Anaheim, Nov 2018
Zoe has the reputation of being the scariest game in Los Angeles. I haven’t played enough horror games in the city to say whether that’s the case or not, but I can say this: if you’re not fond of jump scares, this is not the game for you. I’ve played many horror themed games elsewhere, with varying levels of gore and terror, a handful of which aimed to be as frightening as possible, but of all those Zoe is the slickest and most successful at terrorising its victims.
Its premise is vague but in classic horror movie style, with an ominous house that appears in your nightmares and draws you to it despite your better judgement. The titular Zoe appears to be both victim and malevolent spirit, and your task is to retrieve a certain possession of hers… but she’s not the only thing in the house you need to worry about.
Dim lighting and creepy music built enough of an atmosphere to have us on edge by the end of the briefing, before we’d even started. Due to what I assume are physical constraints of the building layout, we were then led back outside and round to the entrance to the game proper, an interlude of sunny normality that rather undermined the carefully created apprehension. But they lost no time in plunging us back into their house of fear.
It’s not easy to solve puzzles while terrified out of your wits, and in common with pretty much every other genuinely scary game I’ve played, Zoe is light on puzzle content. It has fewer puzzles and they’re easier to solve, with more emphasis on simply finding the necessary items and putting them in the correct places than anything more intellectually challenging. Solving is secondary to the theatrics, with puzzles separated by (and sometimes interrupted by) set-piece sequences that aim to leave you a quivering wreck.
A couple of the puzzles in fact struck me as weak, with mildly ambiguous clues that in one case had us resorting to a bit of trial and error. It uses a linear structure that in a different game would turn into a sequence of bottlenecks. But here it barely matters if only a couple of people can look at a puzzle at a time, because the rest of the group isn’t standing around bored, they’re hiding in corners or desperately trying to hold doors shut.
In horror movies the monsters are often a bit inconsistent in when and how they appear, in when they let characters go and when they don’t. That unpredictability is a big part of what makes it frightening, since you never know what might happen next. Zoe shifts from one trick to another in a way that similarly keeps you off balance. I couldn’t help being aware that our tormentors took care to never quite catch us, a break in the illusion that was particularly noticeable when I fumbled the key to a lock midway through making a frantic escape, in a way that really should have meant we were caught. But that can’t be helped, and the pursuers were skilful at always giving an impression of being just one step behind.

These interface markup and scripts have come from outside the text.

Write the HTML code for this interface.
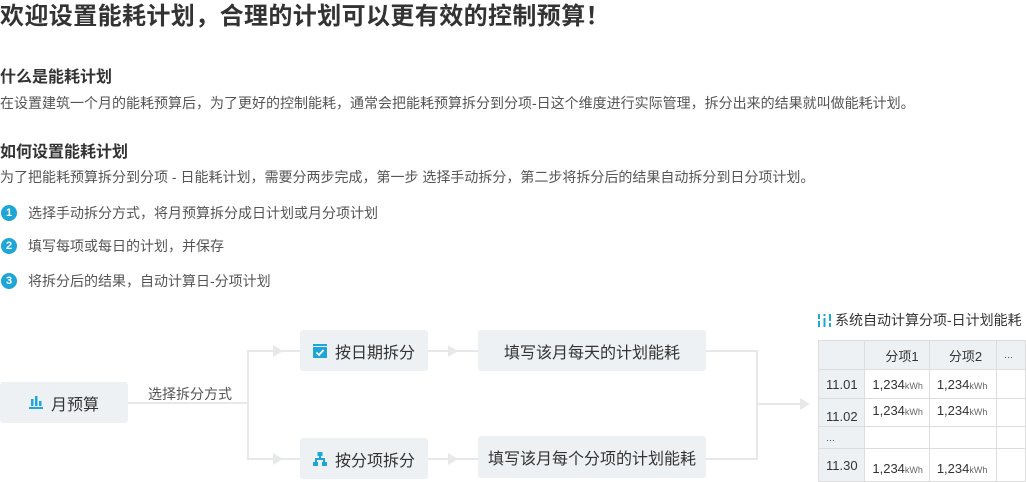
<!DOCTYPE html>
<html><head><meta charset="utf-8"><style>
*{margin:0;padding:0;box-sizing:border-box}
body{width:1026px;height:480px;background:#fff;position:relative;overflow:hidden;font-family:"Liberation Sans","Noto Sans CJK SC",sans-serif;color:#444}
.a{position:absolute;white-space:nowrap}
h1{position:absolute;left:0;top:2px;font-size:24px;font-weight:bold;color:#333;line-height:30px;letter-spacing:0.4px}
.h{font-size:16px;font-weight:bold;color:#333;line-height:20px}
.p{font-size:14px;color:#555;line-height:20px}
.b{position:absolute;left:1px;width:16px;height:16px;border-radius:50%;background:#1ea6d6;color:#fff;font-size:11px;font-weight:bold;text-align:center;line-height:16px}
.box{position:absolute;background:#eef1f4;border-radius:3px;font-size:16px;color:#333;display:flex;align-items:center;justify-content:center;gap:8px}
.l{position:absolute;background:#e6e8ea}
.ar{position:absolute;width:0;height:0;border-top:6px solid transparent;border-bottom:6px solid transparent;border-left:10px solid #e6e8ea}
table{position:absolute;left:818px;top:340px;border-collapse:collapse;font-size:13px;color:#333}
td{border:1px solid #ddd;padding:0 0 0 7px}
.u{font-size:9px;color:#666}
</style></head><body>
<h1>欢迎设置能耗计划，合理的计划可以更有效的控制预算！</h1>
<div class="a h" style="left:0;top:68px">什么是能耗计划</div>
<div class="a p" style="left:0;top:93px">在设置建筑一个月的能耗预算后，为了更好的控制能耗，通常会把能耗预算拆分到分项-日这个维度进行实际管理，拆分出来的结果就叫做能耗计划。</div>
<div class="a h" style="left:0;top:143px">如何设置能耗计划</div>
<div class="a p" style="left:0;top:167px">为了把能耗预算拆分到分项 - 日能耗计划，需要分两步完成，第一步 选择手动拆分，第二步将拆分后的结果自动拆分到日分项计划。</div>
<div class="b" style="top:205px">1</div><div class="a p" style="left:28px;top:203px">选择手动拆分方式，将月预算拆分成日计划或月分项计划</div>
<div class="b" style="top:238px">2</div><div class="a p" style="left:28px;top:236px">填写每项或每日的计划，并保存</div>
<div class="b" style="top:273px">3</div><div class="a p" style="left:28px;top:271px">将拆分后的结果，自动计算日-分项计划</div>

<div class="l" style="left:128px;top:402px;width:120px;height:2px"></div>
<div class="l" style="left:247px;top:350px;width:2px;height:110px"></div>
<div class="l" style="left:247px;top:350px;width:53px;height:2px"></div>
<div class="l" style="left:247px;top:458px;width:53px;height:2px"></div>
<div class="ar" style="left:273px;top:345px"></div>
<div class="ar" style="left:273px;top:453px"></div>
<div class="l" style="left:428px;top:350px;width:50px;height:2px"></div>
<div class="l" style="left:428px;top:458px;width:50px;height:2px"></div>
<div class="ar" style="left:448px;top:345px"></div>
<div class="ar" style="left:448px;top:453px"></div>
<div class="l" style="left:706px;top:350px;width:52px;height:2px"></div>
<div class="l" style="left:706px;top:458px;width:52px;height:2px"></div>
<div class="l" style="left:756px;top:350px;width:2px;height:110px"></div>
<div class="l" style="left:756px;top:403px;width:50px;height:2px"></div>
<div class="ar" style="left:800px;top:398px"></div>
<div class="a" style="left:148px;top:384px;font-size:14px;color:#555">选择拆分方式</div>

<div class="box" style="left:0;top:382px;width:128px;height:41px"><svg width="14" height="13" viewBox="0 0 14 13"><rect x="2" y="3" width="2.5" height="7" fill="#1ea6d6"/><rect x="6" y="0" width="2.5" height="10" fill="#1ea6d6"/><rect x="10" y="5" width="2.5" height="5" fill="#1ea6d6"/><rect x="0" y="11" width="14" height="2" fill="#1ea6d6"/></svg>月预算</div>
<div class="box" style="left:300px;top:330px;width:128px;height:41px"><svg width="14" height="14" viewBox="0 0 14 14"><rect x="0" y="0" width="14" height="2" fill="#1ea6d6"/><rect x="0" y="3" width="14" height="11" fill="#1ea6d6"/><path d="M3.5 8.5l2.5 2.5 4.5-5" stroke="#fff" stroke-width="1.8" fill="none"/></svg>按日期拆分</div>
<div class="box" style="left:300px;top:438px;width:128px;height:41px"><svg width="14" height="14" viewBox="0 0 14 14"><rect x="4.5" y="0" width="5" height="4" fill="#1ea6d6"/><rect x="6" y="4" width="2" height="3" fill="#1ea6d6"/><rect x="2" y="6" width="10" height="2" fill="#1ea6d6"/><rect x="2" y="6" width="2" height="4" fill="#1ea6d6"/><rect x="10" y="6" width="2" height="4" fill="#1ea6d6"/><rect x="0" y="10" width="5" height="4" fill="#1ea6d6"/><rect x="9" y="10" width="5" height="4" fill="#1ea6d6"/></svg>按分项拆分</div>
<div class="box" style="left:478px;top:330px;width:228px;height:41px">填写该月每天的计划能耗</div>
<div class="box" style="left:478px;top:436px;width:228px;height:42px">填写该月每个分项的计划能耗</div>

<div class="a" style="left:818px;top:310px;font-size:14px;color:#333;display:flex;align-items:center;gap:4px"><svg width="13" height="13" viewBox="0 0 13 13" fill="#1ea6d6"><rect x="0" y="0" width="2" height="5"/><rect x="0" y="7" width="2" height="6"/><rect x="5.5" y="0" width="2" height="2"/><rect x="5.5" y="4" width="2" height="9"/><rect x="11" y="0" width="2" height="7"/><rect x="11" y="9" width="2" height="4"/></svg>系统自动计算分项-日计划能耗</div>
<table>
<tr style="height:29px;background:#eef1f4"><td style="width:47px"></td><td style="width:65px;padding-left:20px">分项1</td><td style="width:68px;padding-left:19px">分项2</td><td style="width:30px;font-size:9px">…</td></tr>
<tr style="height:29px"><td style="background:#eef1f4">11.01</td><td>1,234<span class="u">kWh</span></td><td>1,234<span class="u">kWh</span></td><td></td></tr>
<tr style="height:28px"><td style="background:#eef1f4;padding-top:8px">11.02</td><td style="vertical-align:top;padding-top:4px">1,234<span class="u">kWh</span></td><td style="vertical-align:top;padding-top:4px">1,234<span class="u">kWh</span></td><td></td></tr>
<tr style="height:22px"><td style="background:#eef1f4;font-size:9px">…</td><td></td><td></td><td></td></tr>
<tr style="height:33px"><td style="background:#eef1f4">11.30</td><td style="padding-top:6px">1,234<span class="u">kWh</span></td><td style="padding-top:6px">1,234<span class="u">kWh</span></td><td></td></tr>
</table>
</body></html>
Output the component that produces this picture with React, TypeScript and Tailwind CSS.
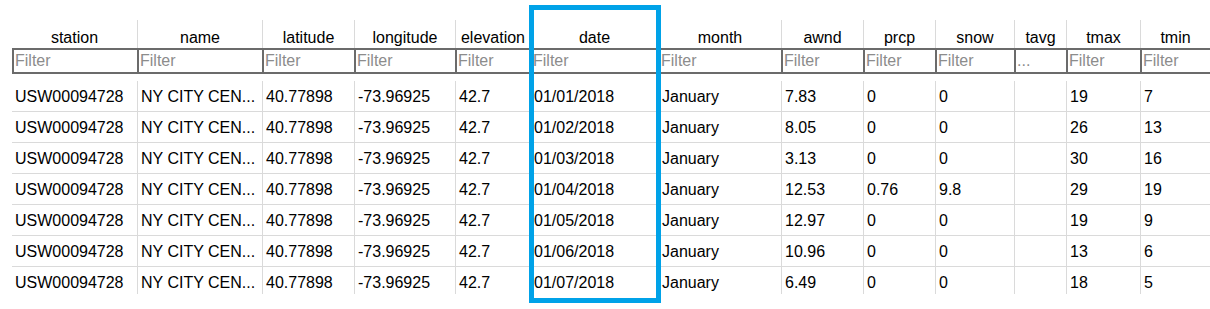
const columns = [
  "station",
  "name",
  "latitude",
  "longitude",
  "elevation",
  "date",
  "month",
  "awnd",
  "prcp",
  "snow",
  "tavg",
  "tmax",
  "tmin",
];

const rows = [
  ["USW00094728", "NY CITY CEN...", "40.77898", "-73.96925", "42.7", "01/01/2018", "January", "7.83", "0", "0", "", "19", "7"],
  ["USW00094728", "NY CITY CEN...", "40.77898", "-73.96925", "42.7", "01/02/2018", "January", "8.05", "0", "0", "", "26", "13"],
  ["USW00094728", "NY CITY CEN...", "40.77898", "-73.96925", "42.7", "01/03/2018", "January", "3.13", "0", "0", "", "30", "16"],
  ["USW00094728", "NY CITY CEN...", "40.77898", "-73.96925", "42.7", "01/04/2018", "January", "12.53", "0.76", "9.8", "", "29", "19"],
  ["USW00094728", "NY CITY CEN...", "40.77898", "-73.96925", "42.7", "01/05/2018", "January", "12.97", "0", "0", "", "19", "9"],
  ["USW00094728", "NY CITY CEN...", "40.77898", "-73.96925", "42.7", "01/06/2018", "January", "10.96", "0", "0", "", "13", "6"],
  ["USW00094728", "NY CITY CEN...", "40.77898", "-73.96925", "42.7", "01/07/2018", "January", "6.49", "0", "0", "", "18", "5"],
];

const grid =
  "grid grid-cols-[125px_125px_92px_101px_75px_128px_123px_82px_72px_79px_52px_74px_70px]";

export default function App() {
  return (
    <div className="relative h-[309px] w-[1210px] overflow-hidden bg-white font-['Liberation_Sans',Arial,sans-serif] text-[16px] text-black">
      <div className="h-[294px] overflow-hidden pl-[12px] pt-[20px]">
        {/* header */}
        <div className={`${grid} h-[28px]`}>
          {columns.map((c, i) => (
            <div
              key={c}
              className={`flex items-end justify-center pb-[1px] leading-[18px] ${
                i > 0 ? "border-l border-[#dadada]" : ""
              }`}
            >
              {c}
            </div>
          ))}
        </div>

        {/* filters */}
        <div className={`${grid} h-[26px] border-y-2 border-[#6b6b6b]`}>
          {columns.map((c) => (
            <div
              key={c}
              className="flex items-center border-l-2 border-[#6b6b6b] pl-[1px] leading-[18px] text-[#8c8c8c]"
            >
              {c === "tavg" ? "..." : "Filter"}
            </div>
          ))}
        </div>

        {/* data */}
        <div className="mt-[7px]">
          {rows.map((r, ri) => (
            <div
              key={ri}
              className={`${grid} border-b border-[#dadada] ${ri === 0 ? "h-[31px]" : "h-[31px]"}`}
            >
              {r.map((v, i) => (
                <div
                  key={i}
                  className={`whitespace-nowrap pl-[3px] pt-[7px] leading-[18px] ${
                    i > 0 ? "border-l border-[#dadada]" : ""
                  }`}
                >
                  {v}
                </div>
              ))}
            </div>
          ))}
        </div>
      </div>

      {/* highlight around the date column */}
      <div className="pointer-events-none absolute left-[529px] top-[5px] h-[298px] w-[132px] border-[5px] border-[#00a2e8]" />
    </div>
  );
}
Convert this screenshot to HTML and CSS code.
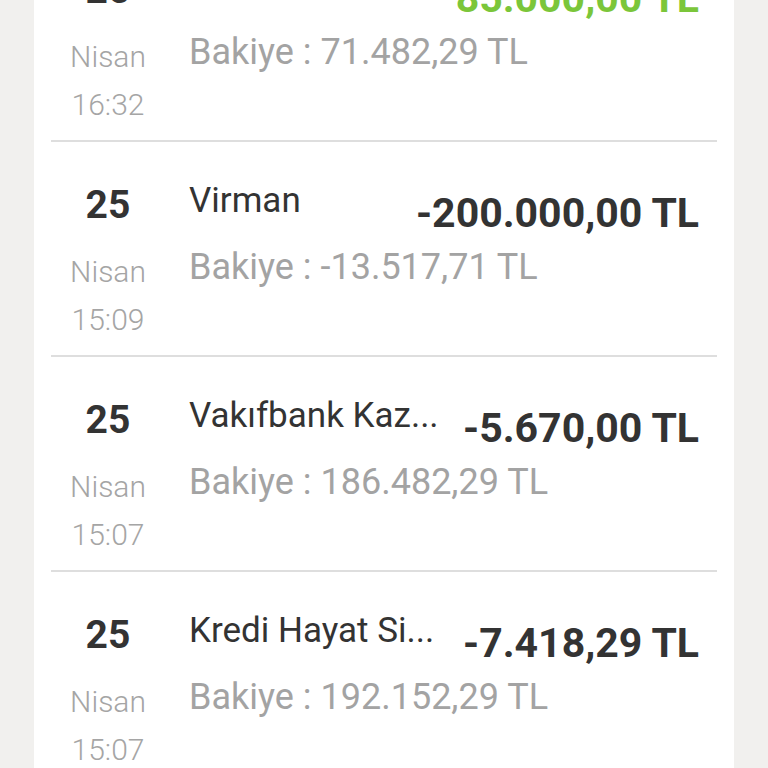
FILE: index.html
```html
<!DOCTYPE html>
<html lang="tr">
<head>
    <meta charset="UTF-8">
    <meta name="viewport" content="width=device-width, initial-scale=1.0">
    <title>Hesap Hareketleri</title>
    <link rel="stylesheet" href="styles.css">
</head>
<body>
    <div class="card">
        <div class="tx-row">
            <div class="tx-date">
                <div class="tx-day">25</div>
                <div class="tx-month">Nisan</div>
                <div class="tx-time">16:32</div>
            </div>
            <div class="tx-body">
                <div class="tx-top">
                    <div class="tx-title">Gelen Havale</div>
                    <div class="tx-amount plus">85.000,00 TL</div>
                </div>
                <div class="tx-balance">Bakiye : 71.482,29 TL</div>
            </div>
        </div>
        <div class="tx-row">
            <div class="tx-date">
                <div class="tx-day">25</div>
                <div class="tx-month">Nisan</div>
                <div class="tx-time">15:09</div>
            </div>
            <div class="tx-body">
                <div class="tx-top">
                    <div class="tx-title">Virman</div>
                    <div class="tx-amount">-200.000,00 TL</div>
                </div>
                <div class="tx-balance">Bakiye : -13.517,71 TL</div>
            </div>
        </div>
        <div class="tx-row">
            <div class="tx-date">
                <div class="tx-day">25</div>
                <div class="tx-month">Nisan</div>
                <div class="tx-time">15:07</div>
            </div>
            <div class="tx-body">
                <div class="tx-top">
                    <div class="tx-title">Vakıfbank Kaz...</div>
                    <div class="tx-amount">-5.670,00 TL</div>
                </div>
                <div class="tx-balance">Bakiye : 186.482,29 TL</div>
            </div>
        </div>
        <div class="tx-row">
            <div class="tx-date">
                <div class="tx-day">25</div>
                <div class="tx-month">Nisan</div>
                <div class="tx-time">15:07</div>
            </div>
            <div class="tx-body">
                <div class="tx-top">
                    <div class="tx-title">Kredi Hayat Si...</div>
                    <div class="tx-amount">-7.418,29 TL</div>
                </div>
                <div class="tx-balance">Bakiye : 192.152,29 TL</div>
            </div>
        </div>
    </div>
</body>
</html>
```

FILE: styles.css
```css
body {
    background-color: #f1f0ee;
    font-family: Roboto, "Liberation Sans", sans-serif;
    margin: 0;
    padding: 0;
    overflow: hidden;
}
.card {
    width: 700px;
    margin: -73px 0 0 34px;
    background-color: #fff;
}
.tx-row {
    display: flex;
    margin: 0 17px;
    padding: 34px 18px 11px 0;
    border-bottom: 2px solid #dedede;
}
.tx-date {
    width: 114px;
    flex-shrink: 0;
    text-align: center;
}
.tx-day {
    margin-top: 4px;
    font-size: 39px;
    font-weight: bold;
    line-height: 50px;
    color: #333;
}
.tx-month {
    margin-top: 18px;
}
.tx-month,
.tx-time {
    font-size: 30px;
    font-weight: 300;
    line-height: 48px;
    color: #a5a5a5;
}
.tx-body {
    flex: 1;
    min-width: 0;
    margin-left: 24px;
}
.tx-top {
    display: flex;
    align-items: flex-start;
}
.tx-title {
    flex: 1;
    min-width: 0;
    font-size: 35px;
    line-height: 50px;
    color: #333;
    white-space: nowrap;
    overflow: hidden;
    text-overflow: ellipsis;
}
.tx-amount {
    flex-shrink: 0;
    margin: 12px 0 0 20px;
    font-size: 41px;
    font-weight: bold;
    line-height: 50px;
    color: #333;
}
.tx-amount.plus {
    color: #7bc63a;
}
.tx-balance {
    margin-top: 4px;
    font-size: 36px;
    line-height: 50px;
    color: #a3a3a3;
}
```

With one or two honourable exceptions, most of the really fear-focused escape rooms I’ve tried have been disappointing. The frights were too repetitive or predictable, the puzzles too illogical, the gamemaster hinting too heavy-handed. Fair enough if a game aims for fear not puzzles, but if the main emotion it instills is frustration then it’s failed on its own merits. And it’s in those terms that Zoe is so successful. From the briefing and the blindfolded start through to the moment you stumble out blinking in the sudden Californian sunshine, it is relentless and successful at creating spectacle and emotion. Even if you have nerves of steel you’re pretty much guaranteed to startle and jump, and to find yourself approaching those darker corners only gingerly. Most normal people can expect to be properly terrified.
Even if the fear doesn’t get to you there’s a great deal to admire in the dramatic staging. Its best moments are as memorable as scenes from a movie or a play, with the difference that you’re there part of it. I can imagine Zoe genuinely giving players nightmares.
As a scare experience it’s superb. I’m reviewing it as an escape room, and it’s light on puzzles and a couple of them could stand a bit of tightening up. However, I don’t think that matters. Well-judged hinting got us past any puzzle problems without making us feel dragged through them, and as a result they didn’t distract from the experience. It’s certainly won’t be everyone’s cup of tea, but for those inclined to subject themselves to Zoe, it delivers an experience you won’t forget.